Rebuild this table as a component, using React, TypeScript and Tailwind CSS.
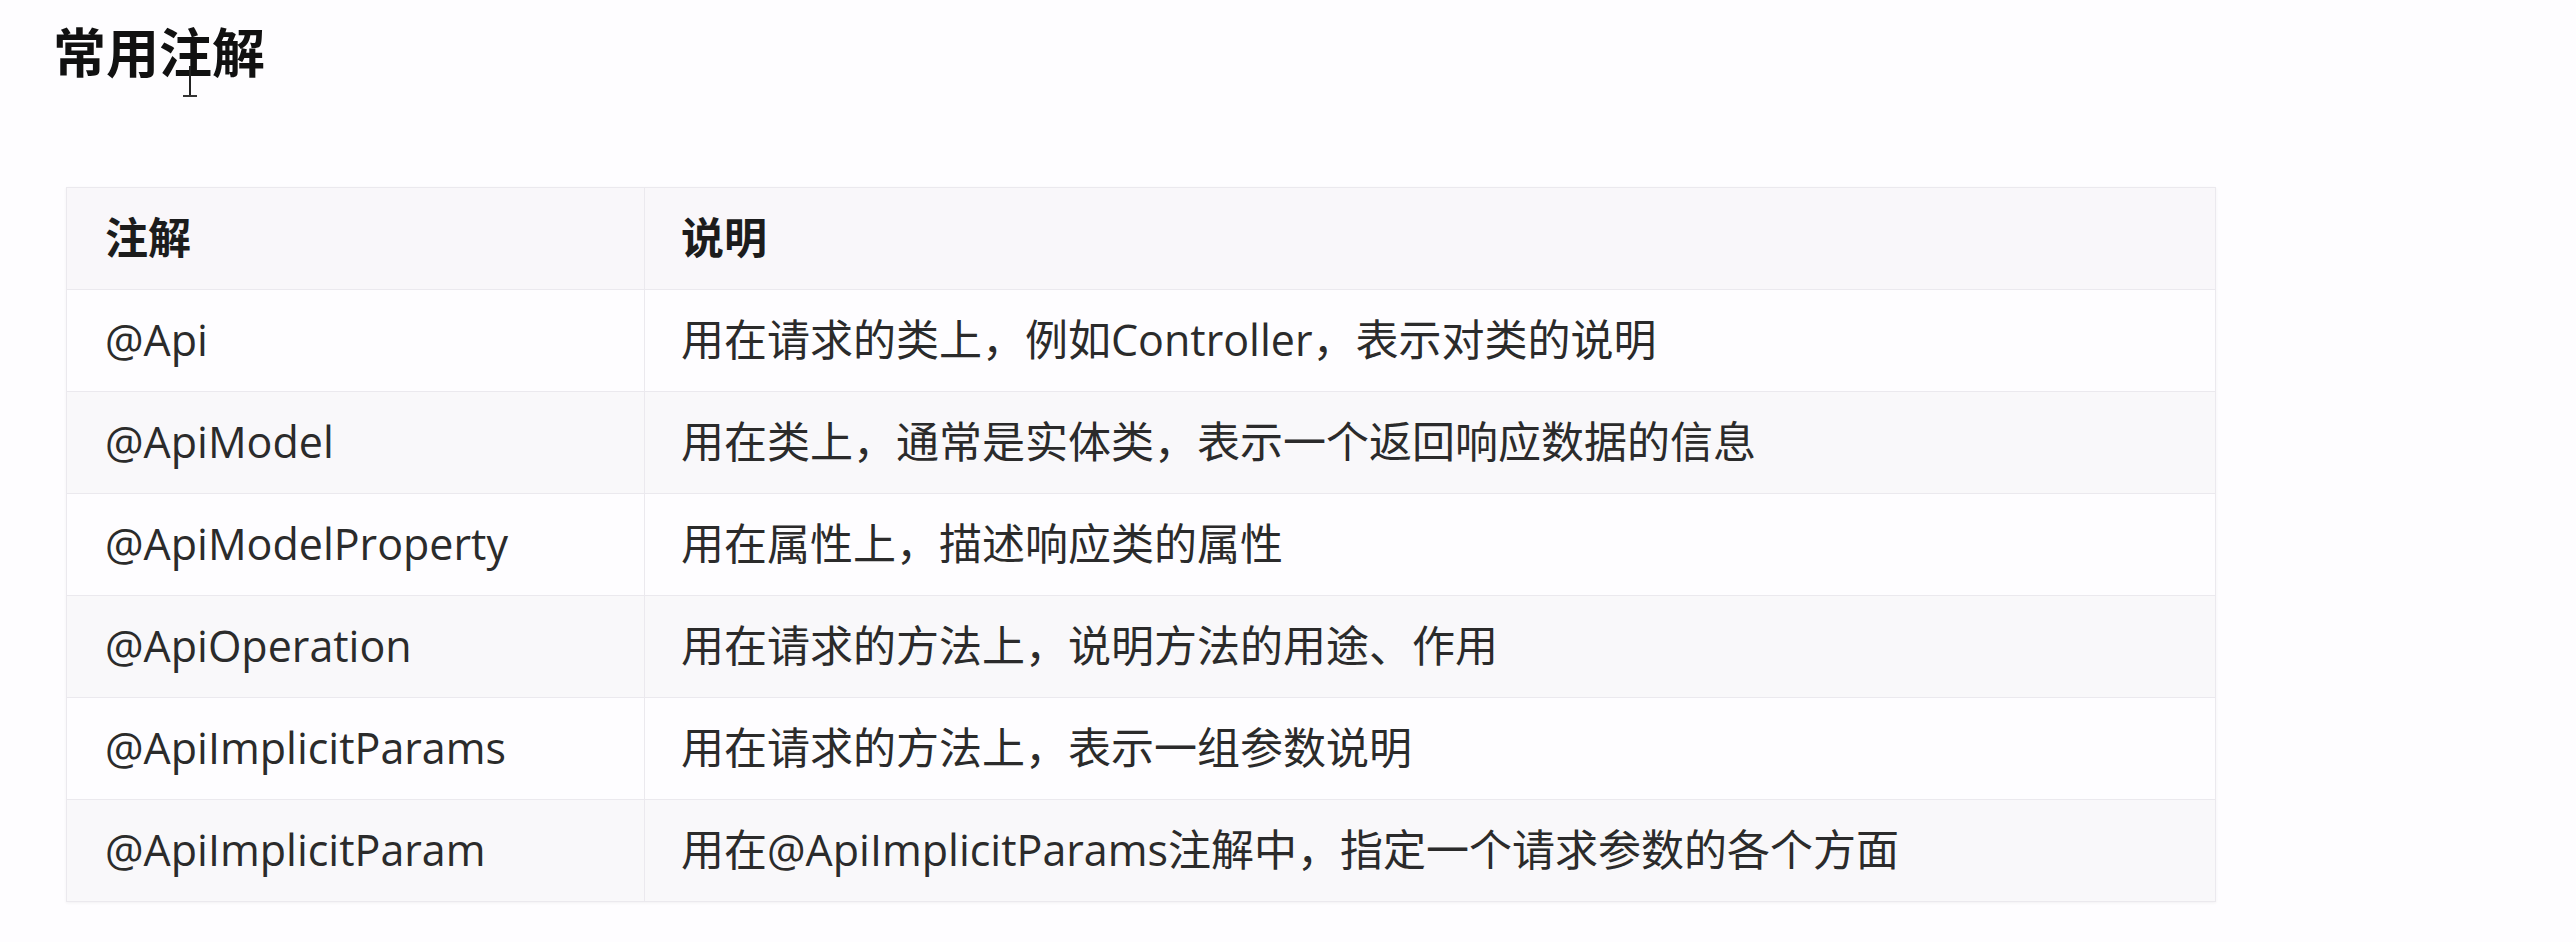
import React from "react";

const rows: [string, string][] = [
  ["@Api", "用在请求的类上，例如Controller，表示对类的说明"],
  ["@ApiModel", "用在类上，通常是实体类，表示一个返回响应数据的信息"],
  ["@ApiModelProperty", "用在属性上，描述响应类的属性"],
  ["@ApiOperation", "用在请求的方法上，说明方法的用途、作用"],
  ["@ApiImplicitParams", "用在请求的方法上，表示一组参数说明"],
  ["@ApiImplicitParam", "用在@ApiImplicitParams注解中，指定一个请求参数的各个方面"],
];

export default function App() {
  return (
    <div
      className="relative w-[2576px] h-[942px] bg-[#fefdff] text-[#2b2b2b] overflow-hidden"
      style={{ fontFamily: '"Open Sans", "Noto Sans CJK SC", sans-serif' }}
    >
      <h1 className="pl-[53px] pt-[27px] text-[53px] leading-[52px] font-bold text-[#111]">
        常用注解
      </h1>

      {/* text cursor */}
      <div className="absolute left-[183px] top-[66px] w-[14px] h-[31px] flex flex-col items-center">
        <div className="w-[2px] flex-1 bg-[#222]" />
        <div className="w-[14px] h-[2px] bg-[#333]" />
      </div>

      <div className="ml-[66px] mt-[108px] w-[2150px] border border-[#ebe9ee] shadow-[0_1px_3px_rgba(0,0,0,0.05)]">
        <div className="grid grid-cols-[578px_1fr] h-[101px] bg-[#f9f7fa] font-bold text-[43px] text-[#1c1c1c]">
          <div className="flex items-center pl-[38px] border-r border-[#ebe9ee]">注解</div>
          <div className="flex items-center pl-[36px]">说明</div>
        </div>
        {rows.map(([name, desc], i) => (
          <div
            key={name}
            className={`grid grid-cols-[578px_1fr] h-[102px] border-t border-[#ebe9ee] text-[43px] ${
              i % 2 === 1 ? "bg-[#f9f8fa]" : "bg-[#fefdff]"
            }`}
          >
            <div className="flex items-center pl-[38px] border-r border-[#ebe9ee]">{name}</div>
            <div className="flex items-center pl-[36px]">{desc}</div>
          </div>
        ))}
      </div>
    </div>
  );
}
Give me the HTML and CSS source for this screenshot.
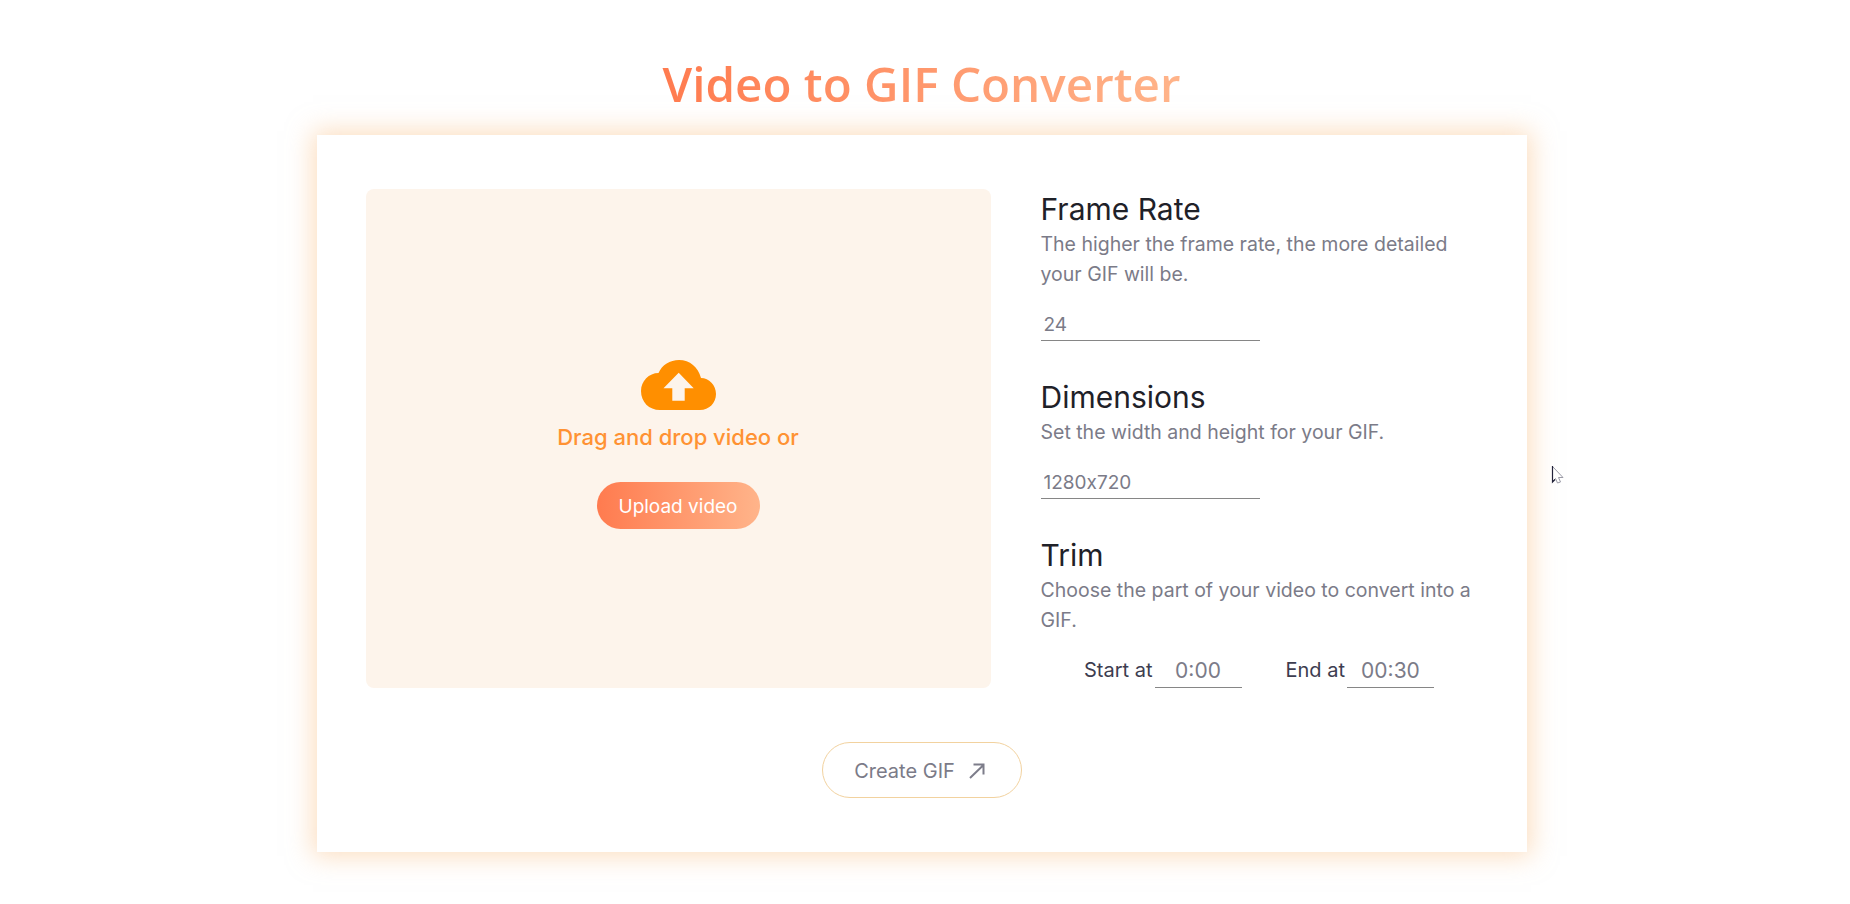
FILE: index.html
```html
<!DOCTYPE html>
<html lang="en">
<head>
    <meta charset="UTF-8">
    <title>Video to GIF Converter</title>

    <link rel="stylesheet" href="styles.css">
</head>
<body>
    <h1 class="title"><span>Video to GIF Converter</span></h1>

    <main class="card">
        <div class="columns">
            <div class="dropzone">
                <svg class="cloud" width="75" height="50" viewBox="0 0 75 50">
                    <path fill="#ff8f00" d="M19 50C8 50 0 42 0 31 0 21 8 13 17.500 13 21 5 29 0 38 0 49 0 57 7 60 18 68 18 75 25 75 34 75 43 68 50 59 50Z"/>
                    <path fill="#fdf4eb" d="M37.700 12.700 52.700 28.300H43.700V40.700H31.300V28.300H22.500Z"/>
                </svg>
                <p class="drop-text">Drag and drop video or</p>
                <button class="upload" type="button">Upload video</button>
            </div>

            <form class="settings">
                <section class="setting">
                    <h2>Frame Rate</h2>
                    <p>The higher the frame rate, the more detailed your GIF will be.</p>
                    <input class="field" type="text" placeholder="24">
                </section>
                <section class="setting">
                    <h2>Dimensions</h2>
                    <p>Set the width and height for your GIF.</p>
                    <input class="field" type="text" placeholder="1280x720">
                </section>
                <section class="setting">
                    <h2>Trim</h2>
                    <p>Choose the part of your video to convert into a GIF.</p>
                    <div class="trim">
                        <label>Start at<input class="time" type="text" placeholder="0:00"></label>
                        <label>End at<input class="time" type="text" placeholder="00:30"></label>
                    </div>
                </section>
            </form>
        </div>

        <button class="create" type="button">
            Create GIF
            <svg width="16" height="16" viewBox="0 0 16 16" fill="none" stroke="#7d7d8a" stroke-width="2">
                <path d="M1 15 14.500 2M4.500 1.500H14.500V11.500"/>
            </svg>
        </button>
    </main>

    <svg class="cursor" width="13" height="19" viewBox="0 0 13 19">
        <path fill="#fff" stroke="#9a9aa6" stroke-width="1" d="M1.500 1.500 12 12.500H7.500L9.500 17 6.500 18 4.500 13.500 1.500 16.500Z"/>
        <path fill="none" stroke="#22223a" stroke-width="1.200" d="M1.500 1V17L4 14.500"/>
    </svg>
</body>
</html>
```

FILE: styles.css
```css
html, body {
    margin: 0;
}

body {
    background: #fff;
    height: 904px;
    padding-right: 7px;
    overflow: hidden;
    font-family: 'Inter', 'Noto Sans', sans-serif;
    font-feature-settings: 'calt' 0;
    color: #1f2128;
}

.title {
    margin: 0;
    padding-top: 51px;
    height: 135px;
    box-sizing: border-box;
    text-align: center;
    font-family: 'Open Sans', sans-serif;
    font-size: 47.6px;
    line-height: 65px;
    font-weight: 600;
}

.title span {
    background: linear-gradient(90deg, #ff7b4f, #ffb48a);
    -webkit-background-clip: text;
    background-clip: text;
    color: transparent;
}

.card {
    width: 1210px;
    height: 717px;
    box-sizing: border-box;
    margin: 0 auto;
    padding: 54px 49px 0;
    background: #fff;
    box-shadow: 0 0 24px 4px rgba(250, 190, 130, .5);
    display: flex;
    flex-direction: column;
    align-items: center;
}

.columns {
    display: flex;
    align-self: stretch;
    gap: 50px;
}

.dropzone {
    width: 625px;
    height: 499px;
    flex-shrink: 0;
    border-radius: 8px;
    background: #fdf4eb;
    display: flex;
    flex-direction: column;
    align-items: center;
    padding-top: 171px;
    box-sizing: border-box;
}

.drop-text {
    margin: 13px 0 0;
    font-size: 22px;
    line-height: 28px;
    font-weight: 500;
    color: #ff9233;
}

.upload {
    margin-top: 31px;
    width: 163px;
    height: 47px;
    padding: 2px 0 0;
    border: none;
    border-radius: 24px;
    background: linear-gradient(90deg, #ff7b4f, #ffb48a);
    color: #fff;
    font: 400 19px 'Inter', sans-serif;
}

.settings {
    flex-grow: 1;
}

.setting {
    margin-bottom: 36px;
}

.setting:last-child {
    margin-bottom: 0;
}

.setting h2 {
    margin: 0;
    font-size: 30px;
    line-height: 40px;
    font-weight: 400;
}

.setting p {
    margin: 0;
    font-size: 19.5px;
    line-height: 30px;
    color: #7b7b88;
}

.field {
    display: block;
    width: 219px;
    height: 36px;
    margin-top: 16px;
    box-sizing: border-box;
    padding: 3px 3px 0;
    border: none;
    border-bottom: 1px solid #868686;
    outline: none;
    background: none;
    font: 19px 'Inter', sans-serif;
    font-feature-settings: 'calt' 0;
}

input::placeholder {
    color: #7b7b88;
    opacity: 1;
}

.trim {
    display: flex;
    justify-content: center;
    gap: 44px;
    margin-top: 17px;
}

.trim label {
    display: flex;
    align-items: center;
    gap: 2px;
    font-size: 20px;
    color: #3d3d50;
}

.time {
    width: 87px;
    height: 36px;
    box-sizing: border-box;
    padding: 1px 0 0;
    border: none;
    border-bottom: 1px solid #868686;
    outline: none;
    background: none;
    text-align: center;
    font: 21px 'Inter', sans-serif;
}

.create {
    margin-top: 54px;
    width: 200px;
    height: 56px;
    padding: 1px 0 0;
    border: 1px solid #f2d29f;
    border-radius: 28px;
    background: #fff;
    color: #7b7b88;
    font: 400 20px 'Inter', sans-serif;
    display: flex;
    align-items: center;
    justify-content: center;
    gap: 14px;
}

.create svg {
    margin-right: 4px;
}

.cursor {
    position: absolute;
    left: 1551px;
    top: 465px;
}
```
----
Select from the material above each line in which the string "this" appears, and list those lines.

__Completed exercise__:
Rebuild this table as a component, using React, TypeScript and Tailwind CSS.
Give me the HTML and CSS source for this screenshot.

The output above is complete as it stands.